# [WHAT YOU SHOULD DO]
Drop all images and give the records again exactly.

# [DATASET]
--
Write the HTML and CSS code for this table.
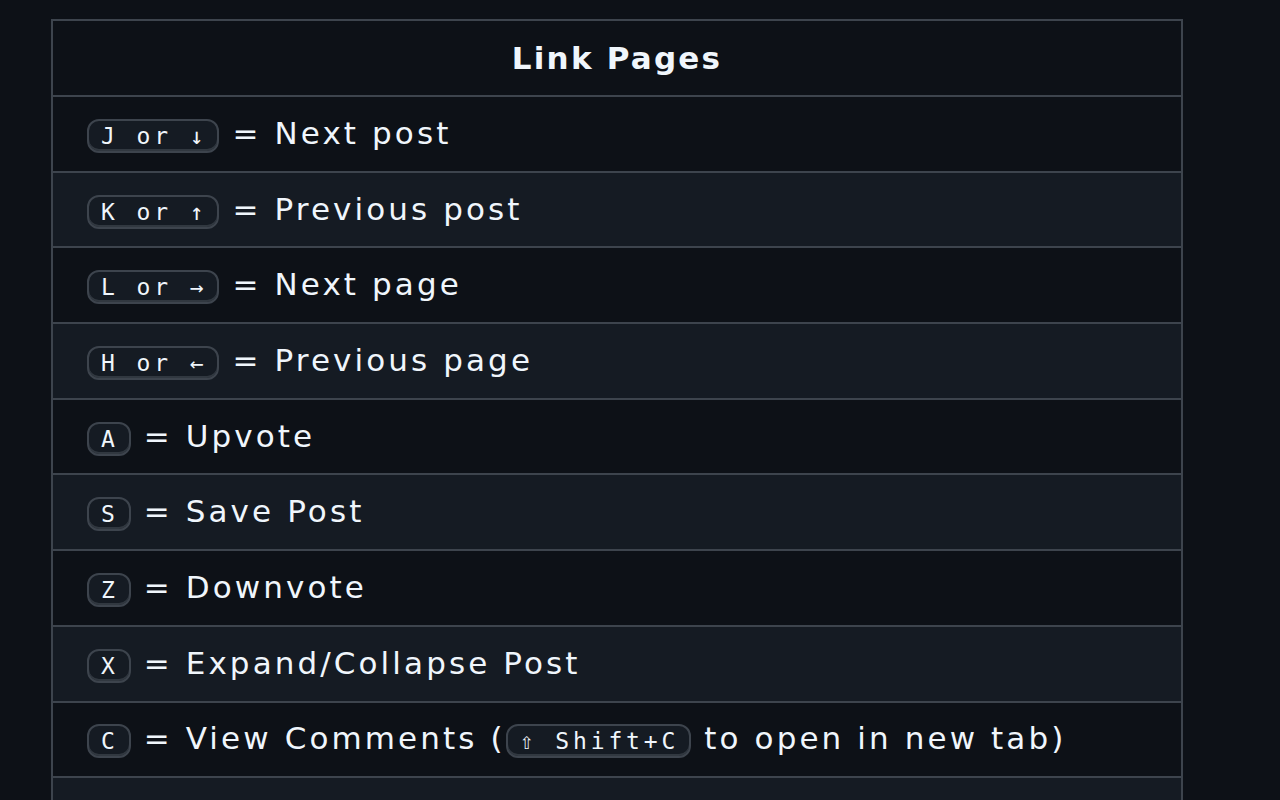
FILE: index.html
```html
<!DOCTYPE html>
<html lang="en">
  <head>
    <meta charset="UTF-8" />
    <title>Keyboard Shortcuts</title>
    <link rel="stylesheet" href="styles.css">
  </head>
  <body>
    <div class="shortcuts">
      <div class="shortcuts-head">Link Pages</div>
      <div class="shortcut-row">
        <span><kbd>J or ↓</kbd> = Next post</span>
      </div>
      <div class="shortcut-row alt">
        <span><kbd>K or ↑</kbd> = Previous post</span>
      </div>
      <div class="shortcut-row">
        <span><kbd>L or →</kbd> = Next page</span>
      </div>
      <div class="shortcut-row alt">
        <span><kbd>H or ←</kbd> = Previous page</span>
      </div>
      <div class="shortcut-row">
        <span><kbd>A</kbd> = Upvote</span>
      </div>
      <div class="shortcut-row alt">
        <span><kbd>S</kbd> = Save Post</span>
      </div>
      <div class="shortcut-row">
        <span><kbd>Z</kbd> = Downvote</span>
      </div>
      <div class="shortcut-row alt">
        <span><kbd>X</kbd> = Expand/Collapse Post</span>
      </div>
      <div class="shortcut-row">
        <span><kbd>C</kbd> = View Comments (<kbd>⇧ Shift+C</kbd> to open in new tab)</span>
      </div>
      <div class="shortcut-row alt"></div>
    </div>
  </body>
</html>
```

FILE: styles.css
```css
body {
  margin: 0;
  padding: 0;
  background-color: #0d1117;
  color: #f0f6fc;
  font-family: "DejaVu Sans", Inter, sans-serif;
  overflow: hidden;
}

.shortcuts {
  box-sizing: border-box;
  margin: 19px 0 0 51px;
  width: 1132px;
  border: 2px solid #3d444d;
  border-bottom: none;
}

.shortcuts-head {
  height: 74px;
  display: flex;
  align-items: center;
  justify-content: center;
  font-size: 31px;
  font-weight: 700;
  letter-spacing: 2.2px;
  border-bottom: 2px solid #3d444d;
}

.shortcut-row {
  height: 73.7px;
  display: flex;
  align-items: center;
  padding-left: 34px;
  font-size: 31px;
  letter-spacing: 3.1px;
  white-space: nowrap;
  border-bottom: 2px solid #3d444d;
}

.shortcut-row.alt {
  background-color: #151b23;
}

kbd {
  display: inline-block;
  font-family: "DejaVu Sans Mono", monospace;
  font-size: 23px;
  letter-spacing: 3.9px;
  line-height: 30px;
  padding: 0 10px 0 12px;
  color: #f0f6fc;
  background-color: #151b23;
  border: 2px solid #3d444d;
  border-radius: 12px;
  box-shadow: inset 0 -2px 0 #3d444db3;
}
```
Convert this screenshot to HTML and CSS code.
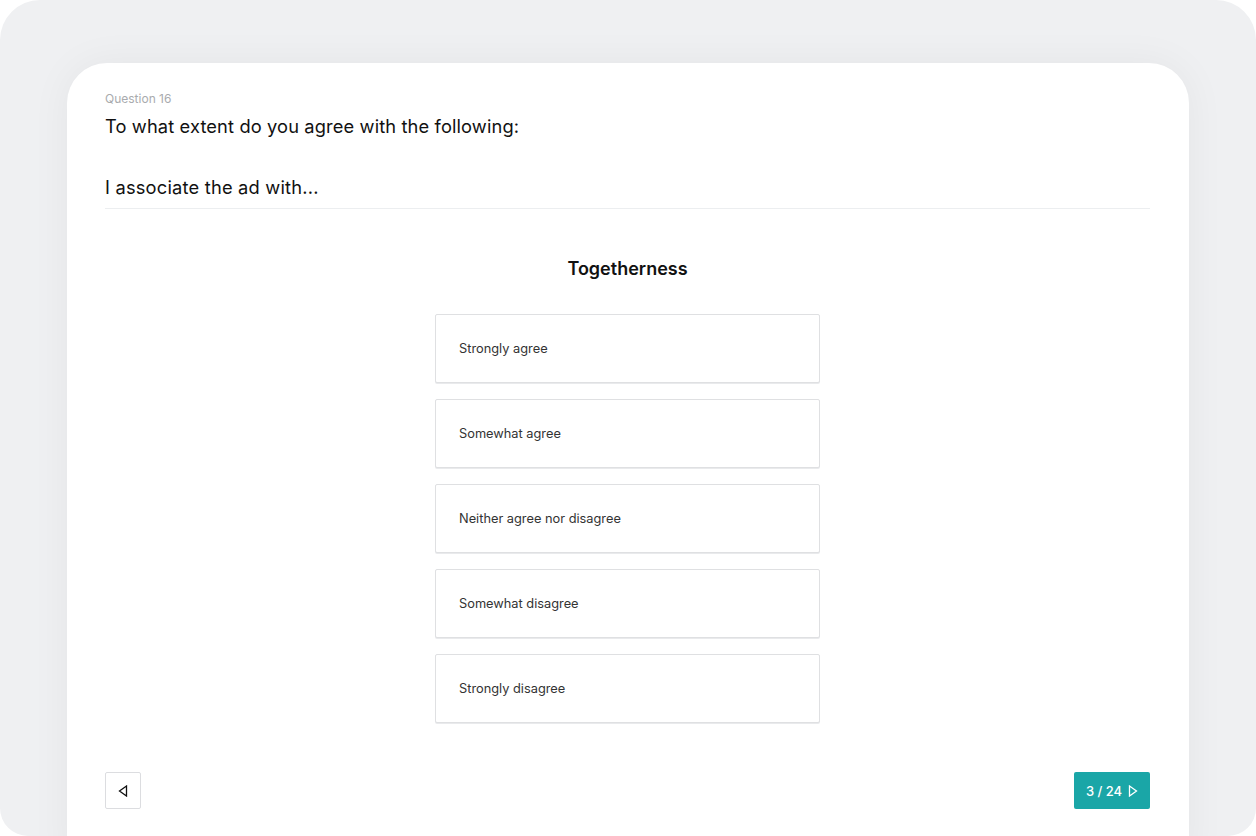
FILE: index.html
```html
<!DOCTYPE html>
<html lang="en">
<head>
<meta charset="utf-8">
<title>Question 16</title>
<link rel="stylesheet" href="styles.css">
</head>
<body>
<div class="frame">
  <main class="card">
    <header class="q-head">
      <div class="q-label">Question 16</div>
      <h1 class="q-title">To what extent do you agree with the following:</h1>
      <h2 class="q-sub">I associate the ad with...</h2>
    </header>
    <section class="q-body">
      <h3 class="item-title">Togetherness</h3>
      <div class="options">
        <button class="option">Strongly agree</button>
        <button class="option">Somewhat agree</button>
        <button class="option">Neither agree nor disagree</button>
        <button class="option">Somewhat disagree</button>
        <button class="option">Strongly disagree</button>
      </div>
    </section>
    <footer class="nav">
      <button class="btn-back" aria-label="Back">
        <svg width="10" height="12" viewBox="0 0 10 12"><path d="M8.5 1 L1.5 6 L8.5 11 Z" fill="none" stroke="#111" stroke-width="1.3" stroke-linejoin="miter"/></svg>
      </button>
      <button class="btn-next">3 / 24
        <svg width="10" height="12" viewBox="0 0 10 12"><path d="M1.5 1 L8.5 6 L1.5 11 Z" fill="none" stroke="#fff" stroke-width="1.3"/></svg>
      </button>
    </footer>
  </main>
</div>
</body>
</html>
```
FILE: styles.css
```css
* { box-sizing: border-box; }
html, body { margin: 0; padding: 0; background: #ffffff; }
body { font-family: Inter, "Noto Sans", "Liberation Sans", sans-serif; color: #111; }

.frame {
  width: 1256px;
  height: 836px;
  background: #eff0f2;
  border-radius: 40px 40px 28px 28px;
  overflow: hidden;
  padding: 63px 67px 0 67px;
}

.card {
  background: #fff;
  border-radius: 40px 40px 0 0;
  height: 800px;
  padding: 28px 39px 0 38px;
  display: flex;
  flex-direction: column;
  box-shadow: 0 0 40px rgba(20, 25, 40, 0.05);
}

.q-head { border-bottom: 1px solid #eceef0; padding-bottom: 9px; }
.q-label { font-size: 12px; line-height: 16px; color: #a9abae; }
.q-title { margin: 7px 0 0; font-size: 18.3px; line-height: 24px; font-weight: 400; color: #111; letter-spacing: 0.12px; }
.q-sub { margin: 37px 0 0; font-size: 18.3px; line-height: 24px; font-weight: 400; color: #111; letter-spacing: 0.2px; }

.q-body { display: flex; flex-direction: column; align-items: center; }
.item-title { margin: 48px 0 0; font-size: 18px; line-height: 24px; font-weight: 600; color: #111; }

.options { margin-top: 33px; display: flex; flex-direction: column; gap: 16px; }
.option {
  width: 385px;
  height: 69px;
  background: #fff;
  border: 1px solid #dfe0e2;
  border-radius: 2px;
  box-shadow: 0 1px 0 #e9eaec;
  text-align: left;
  padding: 0 23px;
  font-family: inherit;
  font-size: 12.8px;
  color: #333;
}

.nav { margin-top: 49px; display: flex; justify-content: space-between; align-items: center; }
.btn-back {
  width: 36px; height: 37px;
  border: 1px solid #dcdde0;
  border-radius: 2px;
  background: #fff;
  display: flex; align-items: center; justify-content: center;
  padding: 0;
}
.btn-next {
  height: 37px;
  width: 76px;
  background: #1aa6a7;
  border: none;
  border-radius: 2px;
  color: #fff;
  font-family: inherit;
  font-size: 13px;
  font-weight: 500;
  display: flex; align-items: center; justify-content: center; gap: 6px;
  padding: 0;
}
```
--
# [RESPONSE TO THE TASK]
Write the HTML and CSS code for this table.
FILE: index.html
```html
<!DOCTYPE html>
<html lang="en">
  <head>
    <meta charset="UTF-8" />
    <title>Keyboard Shortcuts</title>
    <link rel="stylesheet" href="styles.css">
  </head>
  <body>
    <div class="shortcuts">
      <div class="shortcuts-head">Link Pages</div>
      <div class="shortcut-row">
        <span><kbd>J or ↓</kbd> = Next post</span>
      </div>
      <div class="shortcut-row alt">
        <span><kbd>K or ↑</kbd> = Previous post</span>
      </div>
      <div class="shortcut-row">
        <span><kbd>L or →</kbd> = Next page</span>
      </div>
      <div class="shortcut-row alt">
        <span><kbd>H or ←</kbd> = Previous page</span>
      </div>
      <div class="shortcut-row">
        <span><kbd>A</kbd> = Upvote</span>
      </div>
      <div class="shortcut-row alt">
        <span><kbd>S</kbd> = Save Post</span>
      </div>
      <div class="shortcut-row">
        <span><kbd>Z</kbd> = Downvote</span>
      </div>
      <div class="shortcut-row alt">
        <span><kbd>X</kbd> = Expand/Collapse Post</span>
      </div>
      <div class="shortcut-row">
        <span><kbd>C</kbd> = View Comments (<kbd>⇧ Shift+C</kbd> to open in new tab)</span>
      </div>
      <div class="shortcut-row alt"></div>
    </div>
  </body>
</html>
```

FILE: styles.css
```css
body {
  margin: 0;
  padding: 0;
  background-color: #0d1117;
  color: #f0f6fc;
  font-family: "DejaVu Sans", Inter, sans-serif;
  overflow: hidden;
}

.shortcuts {
  box-sizing: border-box;
  margin: 19px 0 0 51px;
  width: 1132px;
  border: 2px solid #3d444d;
  border-bottom: none;
}

.shortcuts-head {
  height: 74px;
  display: flex;
  align-items: center;
  justify-content: center;
  font-size: 31px;
  font-weight: 700;
  letter-spacing: 2.2px;
  border-bottom: 2px solid #3d444d;
}

.shortcut-row {
  height: 73.7px;
  display: flex;
  align-items: center;
  padding-left: 34px;
  font-size: 31px;
  letter-spacing: 3.1px;
  white-space: nowrap;
  border-bottom: 2px solid #3d444d;
}

.shortcut-row.alt {
  background-color: #151b23;
}

kbd {
  display: inline-block;
  font-family: "DejaVu Sans Mono", monospace;
  font-size: 23px;
  letter-spacing: 3.9px;
  line-height: 30px;
  padding: 0 10px 0 12px;
  color: #f0f6fc;
  background-color: #151b23;
  border: 2px solid #3d444d;
  border-radius: 12px;
  box-shadow: inset 0 -2px 0 #3d444db3;
}
```
Convert this screenshot to HTML and CSS code.
FILE: index.html
```html
<!DOCTYPE html>
<html lang="en">
<head>
<meta charset="utf-8">
<title>Question 16</title>
<link rel="stylesheet" href="styles.css">
</head>
<body>
<div class="frame">
  <main class="card">
    <header class="q-head">
      <div class="q-label">Question 16</div>
      <h1 class="q-title">To what extent do you agree with the following:</h1>
      <h2 class="q-sub">I associate the ad with...</h2>
    </header>
    <section class="q-body">
      <h3 class="item-title">Togetherness</h3>
      <div class="options">
        <button class="option">Strongly agree</button>
        <button class="option">Somewhat agree</button>
        <button class="option">Neither agree nor disagree</button>
        <button class="option">Somewhat disagree</button>
        <button class="option">Strongly disagree</button>
      </div>
    </section>
    <footer class="nav">
      <button class="btn-back" aria-label="Back">
        <svg width="10" height="12" viewBox="0 0 10 12"><path d="M8.5 1 L1.5 6 L8.5 11 Z" fill="none" stroke="#111" stroke-width="1.3" stroke-linejoin="miter"/></svg>
      </button>
      <button class="btn-next">3 / 24
        <svg width="10" height="12" viewBox="0 0 10 12"><path d="M1.5 1 L8.5 6 L1.5 11 Z" fill="none" stroke="#fff" stroke-width="1.3"/></svg>
      </button>
    </footer>
  </main>
</div>
</body>
</html>
```
FILE: styles.css
```css
* { box-sizing: border-box; }
html, body { margin: 0; padding: 0; background: #ffffff; }
body { font-family: Inter, "Noto Sans", "Liberation Sans", sans-serif; color: #111; }

.frame {
  width: 1256px;
  height: 836px;
  background: #eff0f2;
  border-radius: 40px 40px 28px 28px;
  overflow: hidden;
  padding: 63px 67px 0 67px;
}

.card {
  background: #fff;
  border-radius: 40px 40px 0 0;
  height: 800px;
  padding: 28px 39px 0 38px;
  display: flex;
  flex-direction: column;
  box-shadow: 0 0 40px rgba(20, 25, 40, 0.05);
}

.q-head { border-bottom: 1px solid #eceef0; padding-bottom: 9px; }
.q-label { font-size: 12px; line-height: 16px; color: #a9abae; }
.q-title { margin: 7px 0 0; font-size: 18.3px; line-height: 24px; font-weight: 400; color: #111; letter-spacing: 0.12px; }
.q-sub { margin: 37px 0 0; font-size: 18.3px; line-height: 24px; font-weight: 400; color: #111; letter-spacing: 0.2px; }

.q-body { display: flex; flex-direction: column; align-items: center; }
.item-title { margin: 48px 0 0; font-size: 18px; line-height: 24px; font-weight: 600; color: #111; }

.options { margin-top: 33px; display: flex; flex-direction: column; gap: 16px; }
.option {
  width: 385px;
  height: 69px;
  background: #fff;
  border: 1px solid #dfe0e2;
  border-radius: 2px;
  box-shadow: 0 1px 0 #e9eaec;
  text-align: left;
  padding: 0 23px;
  font-family: inherit;
  font-size: 12.8px;
  color: #333;
}

.nav { margin-top: 49px; display: flex; justify-content: space-between; align-items: center; }
.btn-back {
  width: 36px; height: 37px;
  border: 1px solid #dcdde0;
  border-radius: 2px;
  background: #fff;
  display: flex; align-items: center; justify-content: center;
  padding: 0;
}
.btn-next {
  height: 37px;
  width: 76px;
  background: #1aa6a7;
  border: none;
  border-radius: 2px;
  color: #fff;
  font-family: inherit;
  font-size: 13px;
  font-weight: 500;
  display: flex; align-items: center; justify-content: center; gap: 6px;
  padding: 0;
}
```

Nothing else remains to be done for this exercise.